Take entertainment as another example. Legalism says, “You can never go to the movies or own a television.” But wisdom says, “The choices of entertainment that build me, and my family, morally and spiritually are very minimal; therefore, it’s wise to avoid what we can.”
Jesus was clear in saying that we should remove things from our lives that draw us away from God. For this reason, I speak out against ungodly entertainment often: it is seducing legions of Christians away from God and into carnality. But this stance isn’t legalism; it’s wisdom.
Are you overbearing and legalistic, or are you an “anything goes under grace” liberal Christian?
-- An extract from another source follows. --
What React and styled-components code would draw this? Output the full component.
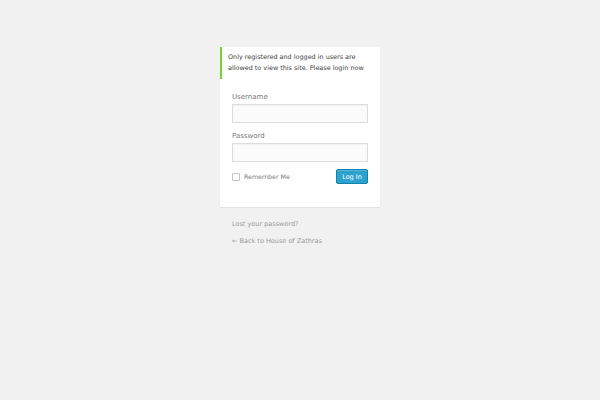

In any case, in order to walk in love and holiness and grace and purity, you may need to repent of destructive attitudes. We’ve all been guilty of either extreme; myself included. Repentance releases the shackles of bondage from either extreme.
Most of the religious leaders of Jesus’ day were not saved (they trusted in their righteousness). We can only assume that the same problem exists today. As stated last week, life often ends before we are ready. Are you ready? You don’t want to live with a question mark here. The letter (obedience without relationship) kills, but the Spirit (full obedience to Christ) gives life.